[Problem] Pull out every line with the word "page".
━━━━━━━━━━━━━━━━
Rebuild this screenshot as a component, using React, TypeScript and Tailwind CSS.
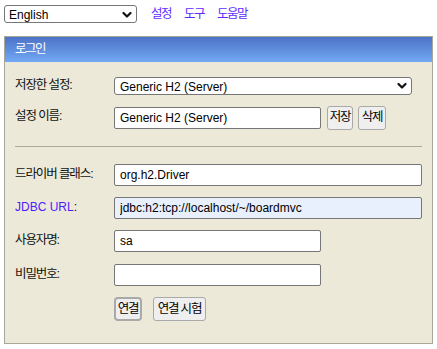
import { ReactNode } from 'react'

const font = { fontFamily: '"Liberation Sans", "Noto Sans CJK KR", sans-serif' }

function Chevron() {
  return (
    <svg width="10" height="7" viewBox="0 0 10 7" className="absolute right-[5px] top-1/2 -translate-y-1/2 pointer-events-none">
      <polyline points="1.5,1.5 5,5 8.5,1.5" fill="none" stroke="#111" strokeWidth="2.2" strokeLinecap="round" strokeLinejoin="round" />
    </svg>
  )
}

function Row({ label, children, className = '' }: { label: ReactNode; children: ReactNode; className?: string }) {
  return (
    <div className={`flex items-center ${className}`}>
      <div className="w-[99px] shrink-0 leading-[14px] pb-[3px] tracking-[-1.1px] text-[12.5px] text-[#111]">{label}</div>
      {children}
    </div>
  )
}

function Field({ value = '', wide = false, tint = false }: { value?: string; wide?: boolean; tint?: boolean }) {
  return (
    <input
      readOnly
      value={value}
      className={`h-[22px] ${wide ? 'w-[308px]' : 'w-[207px]'} ${tint ? 'bg-[#e8f0fe]' : 'bg-white'} border border-[#767676] rounded-[2px] pl-[5px] text-[12px] text-black outline-none`}
      style={font}
    />
  )
}

function SmallButton({ children, className = '' }: { children: ReactNode; className?: string }) {
  return (
    <button
      className={`h-[24px] flex items-center justify-center whitespace-nowrap bg-[#efefef] border border-[#a9a9a9] rounded-[3px] px-0 text-[12.5px] tracking-[-1.2px] text-black ${className}`}
      style={font}
    >
      {children}
    </button>
  )
}

export default function App() {
  return (
    <div className="w-[437px] h-[349px] bg-white text-[12px]" style={font}>
      {/* top bar */}
      <div className="flex items-center pt-[6px] pl-[4px] h-[23px]">
        <div className="relative">
          <select className="appearance-none w-[133px] h-[18px] border border-[#767676] rounded-[3px] bg-white pl-[4px] text-[12px] text-black outline-none" style={font} defaultValue="en">
            <option value="en">English</option>
          </select>
          <Chevron />
        </div>
        <div className="flex gap-[13px] ml-[14px] text-[12.5px] text-[#5f2cff] tracking-[-1.5px]">
          <a>설정</a>
          <a>도구</a>
          <a>도움말</a>
        </div>
      </div>

      {/* login panel */}
      <div className="mt-[13px] ml-[4px] w-[429px] border border-[#a8a89a] bg-[#ece9d8]">
        <div className="h-[25px] bg-gradient-to-b from-[#4d72c6] to-[#72a9f4] flex items-center pl-[10px] text-[12.5px] text-white tracking-[-1.5px]">
          로그인
        </div>
        <div className="pl-[10px] pt-[15px] pb-[22px]">
          <Row label="저장한 설정:" className="h-[18px]">
            <div className="relative">
              <select className="appearance-none w-[298px] h-[18px] border border-[#767676] rounded-[3px] bg-white pl-[5px] text-[12px] text-black outline-none" style={font} defaultValue="h2">
                <option value="h2">Generic H2 (Server)</option>
              </select>
              <Chevron />
            </div>
          </Row>
          <Row label="설정 이름:" className="mt-[11px] h-[23px]">
            <Field value="Generic H2 (Server)" />
            <SmallButton className="ml-[6px] w-[26px]">저장</SmallButton>
            <SmallButton className="ml-[5px] w-[28px]">삭제</SmallButton>
          </Row>
          <div className="mt-[17px] w-[407px] h-px bg-[#a9a9a0]" />
          <Row label="드라이버 클래스:" className="mt-[17px] h-[22px]">
            <Field value="org.h2.Driver" wide />
          </Row>
          <Row
            label={
              <>
                <span className="text-[#4f1bff] tracking-normal text-[12px]">JDBC URL</span>:
              </>
            }
            className="mt-[11px] h-[22px]"
          >
            <Field value="jdbc:h2:tcp://localhost/~/boardmvc" wide tint />
          </Row>
          <Row label="사용자명:" className="mt-[11px] h-[22px]">
            <Field value="sa" />
          </Row>
          <Row label="비밀번호:" className="mt-[12px] h-[22px]">
            <Field />
          </Row>
          <div className="flex mt-[11px] ml-[99px]">
            <SmallButton className="w-[28px] border-2 border-[#1a3fd6] rounded-[4px]">연결</SmallButton>
            <SmallButton className="ml-[11px] w-[53px]">연결 시험</SmallButton>
          </div>
        </div>
      </div>
    </div>
  )
}
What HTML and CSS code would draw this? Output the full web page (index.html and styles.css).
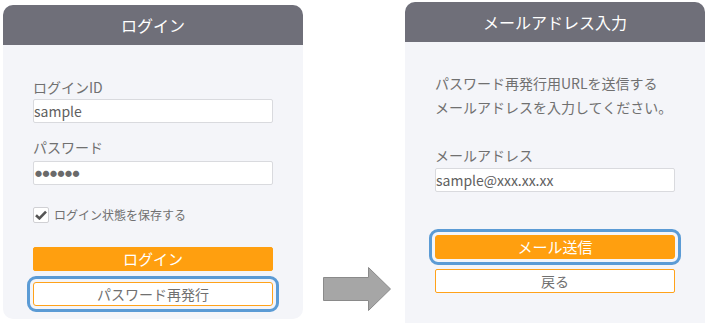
FILE: index.html
```html
<!DOCTYPE html>
<html lang="ja">
<head>
    <meta charset="UTF-8">
    <title>ログイン</title>
    <link rel="stylesheet" href="styles.css">
</head>
<body>
    <div class="flow">
        <div class="card card-login">
            <div class="card-head">ログイン</div>
            <div class="card-body">
                <div class="label">ログインID</div>
                <div class="input">sample</div>
                <div class="label label-pass">パスワード</div>
                <div class="input input-pass">●●●●●●</div>
                <div class="check-row">
                    <span class="check">
                        <svg width="12" height="10" viewBox="0 0 12 10"><path d="M1 5.2 L4.4 8.4 L11 1.6" fill="none" stroke="#555" stroke-width="2.6"/></svg>
                    </span>
                    <span>ログイン状態を保存する</span>
                </div>
                <div class="btn btn-main">ログイン</div>
                <div class="btn btn-sub focus">パスワード再発行</div>
            </div>
        </div>

        <div class="arrow">
            <svg width="70" height="46" viewBox="0 0 70 46">
                <path d="M1.5 11.5 H46.5 V1.5 L68.5 23 L46.5 44.5 V34.5 H1.5 Z" fill="#a6a6a6" stroke="#8a8a8a" stroke-width="1"/>
            </svg>
        </div>

        <div class="card card-mail">
            <div class="card-head">メールアドレス入力</div>
            <div class="card-body">
                <p class="note">パスワード再発行用URLを送信する<br>メールアドレスを入力してください。</p>
                <div class="label">メールアドレス</div>
                <div class="input">sample@xxx.xx.xx</div>
                <div class="btn btn-main btn-send focus">メール送信</div>
                <div class="btn btn-sub">戻る</div>
            </div>
        </div>
    </div>
</body>
</html>
```

FILE: styles.css
```css
* {
    margin: 0;
    padding: 0;
    box-sizing: border-box;
}

body {
    background: #fff;
    font-family: "Noto Sans CJK JP", "Noto Sans", sans-serif;
    color: #707070;
    width: 707px;
    height: 323px;
    overflow: hidden;
}

.flow {
    display: flex;
    align-items: flex-start;
    padding-left: 3px;
}

.card {
    width: 300px;
    background: #f4f5f9;
    border-radius: 10px;
}

.card-login {
    margin-top: 5px;
    height: 314px;
}

.card-mail {
    margin-top: 2px;
    height: 330px;
}

.card-head {
    height: 40px;
    background: #6f6f79;
    color: #fff;
    font-size: 16px;
    line-height: 40px;
    text-align: center;
    border-radius: 10px 10px 0 0;
}

.card-body {
    padding: 32px 30px 0;
}

.card-mail .card-body {
    padding-top: 29px;
}

.label {
    font-size: 14px;
    line-height: 20px;
    margin-bottom: 2px;
}

.label-pass {
    margin-top: 14px;
    margin-bottom: 4px;
}

.input {
    width: 240px;
    height: 24px;
    background: #fff;
    border: 1px solid #d9dade;
    border-radius: 2px;
    font-size: 14px;
    line-height: 22px;
    color: #606060;
}

.input-pass {
    font-size: 7px;
    letter-spacing: 0.5px;
    color: #6a6a6a;
    padding-left: 1px;
}

.check-row {
    display: flex;
    align-items: center;
    gap: 5px;
    margin-top: 22px;
    font-size: 12px;
    line-height: 16px;
}

.check {
    width: 16px;
    height: 16px;
    background: #fff;
    border: 1px solid #d0d0d4;
    border-radius: 2px;
    display: flex;
    justify-content: center;
    align-items: center;
}

.btn {
    width: 240px;
    height: 24px;
    border-radius: 2px;
    text-align: center;
    font-size: 14px;
    line-height: 22px;
}

.btn-main {
    margin-top: 24px;
    background: #ff9f0f;
    border: 1px solid #ff9f0f;
    color: #fff;
    font-size: 15px;
}

.btn-sub {
    margin-top: 11px;
    background: #fff;
    border: 1px solid #ffa21a;
    color: #707070;
}

.focus {
    outline: 3px solid #5b9bd5;
    outline-offset: 3px;
    border-radius: 3px;
}

.arrow {
    width: 102px;
    padding: 266px 0 0 19px;
    flex-shrink: 0;
}

.arrow svg {
    display: block;
}

.note {
    font-size: 14px;
    line-height: 24px;
    margin-bottom: 26px;
}

.card-mail .label {
    margin-bottom: 3px;
}

.btn-send {
    margin-top: 43px;
}

.card-mail .btn-sub {
    margin-top: 10px;
}
```
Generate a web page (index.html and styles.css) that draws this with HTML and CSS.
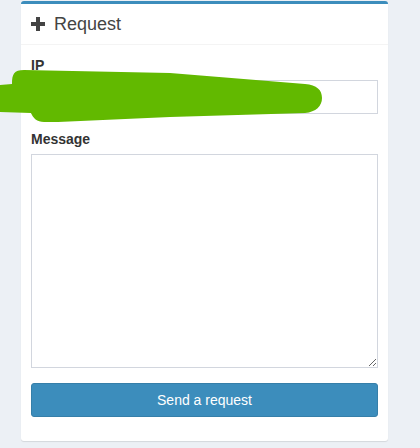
FILE: index.html
```html
<!DOCTYPE html>
<html>
<head>
<meta charset="utf-8">
<link rel="stylesheet" href="styles.css">
</head>
<body>
<div class="box">
  <div class="box-header">
    <h3 class="box-title"><span class="plus" aria-hidden="true"></span>Request</h3>
  </div>
  <form class="box-body">
    <div class="form-group">
      <label class="label">IP</label>
      <input class="control" type="text">
    </div>
    <div class="form-group">
      <label class="label">Message</label>
      <textarea class="control area"></textarea>
    </div>
    <button class="btn" type="button">Send a request</button>
  </form>
</div>
<svg class="scribble" width="330" height="130" viewBox="0 0 330 130">
  <path d="M0,85 L12,84 C12,74 14,70 24,70 L170,73 L305,84 C317,85 322,90 322,98 C322,106 316,112 305,113 L170,117 L58,122 L44,122 C37,122 33,118 31,113 L0,112 Z" fill="#62b900"/>
</svg>
</body>
</html>
```
FILE: styles.css
```css
html, body {
  margin: 0;
  padding: 0;
  background: #ecf0f5;
  font-family: "Liberation Sans", Arial, sans-serif;
  font-size: 14px;
  color: #333;
}
body {
  position: relative;
  height: 448px;
  overflow: hidden;
}
.box {
  margin: 1px 0 0 21px;
  width: 367px;
  background: #fff;
  border-top: 3px solid #3c8dbc;
  border-radius: 3px;
  box-shadow: 0 1px 1px rgba(0,0,0,0.1);
}
.box-header {
  padding: 10px;
  border-bottom: 1px solid #f4f4f4;
}
.box-title {
  margin: 0;
  font-size: 18px;
  line-height: 20px;
  font-weight: normal;
  color: #444;
  display: flex;
  align-items: center;
}
.plus {
  position: relative;
  width: 14px;
  height: 14px;
  margin-right: 9px;
  margin-left: 0;
}
.plus::before, .plus::after {
  content: "";
  position: absolute;
  background: #444;
}
.plus::before {
  left: 0; right: 0;
  top: 5px; height: 4px;
}
.plus::after {
  top: 0; bottom: 0;
  left: 5px; width: 4px;
}
.box-body {
  padding: 10px 10px 24px;
  display: block;
  margin: 0;
}
.form-group {
  margin-bottom: 15px;
}
.label {
  display: block;
  font-weight: bold;
  line-height: 20px;
  margin-bottom: 5px;
  color: #333;
}
.control {
  display: block;
  box-sizing: border-box;
  width: 100%;
  height: 34px;
  border: 1px solid #d2d6de;
  border-radius: 0;
  padding: 6px 12px;
  font-family: inherit;
  font-size: 14px;
  background: #fff;
  margin: 0;
  outline: none;
}
.area {
  height: 214px;
  resize: vertical;
}
.btn {
  display: block;
  width: 100%;
  height: 34px;
  box-sizing: border-box;
  background: #3c8dbc;
  border: 1px solid #367fa9;
  border-radius: 3px;
  color: #fff;
  font-family: inherit;
  font-size: 14px;
  padding: 6px 12px;
  margin: 0;
}
.scribble {
  position: absolute;
  left: 0;
  top: 0;
}
```
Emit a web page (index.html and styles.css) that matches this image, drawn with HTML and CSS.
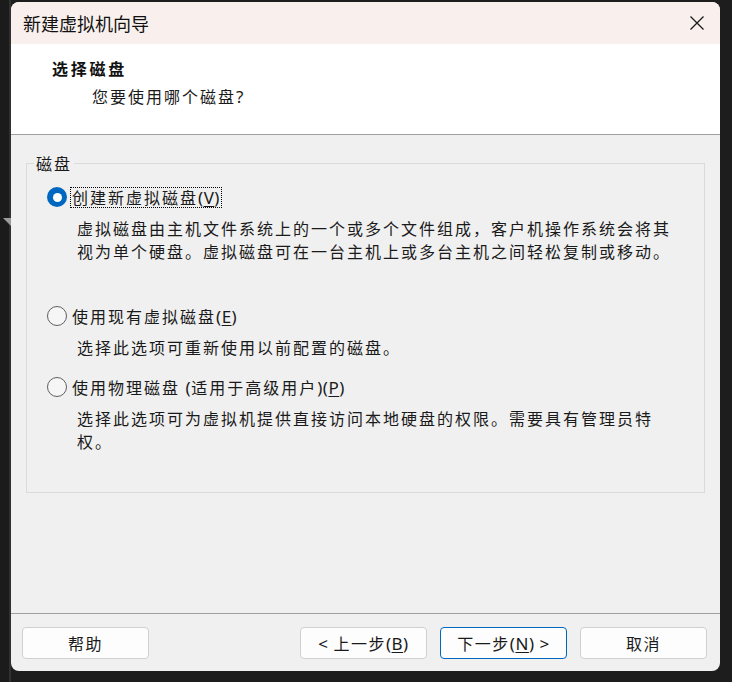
━━━━━━━━━━━━━━━━
[Completed task]
What HTML and CSS code would draw this? Output the full web page (index.html and styles.css).
Generate a web page (index.html and styles.css) that draws this with HTML and CSS.
Emit a web page (index.html and styles.css) that matches this image, drawn with HTML and CSS.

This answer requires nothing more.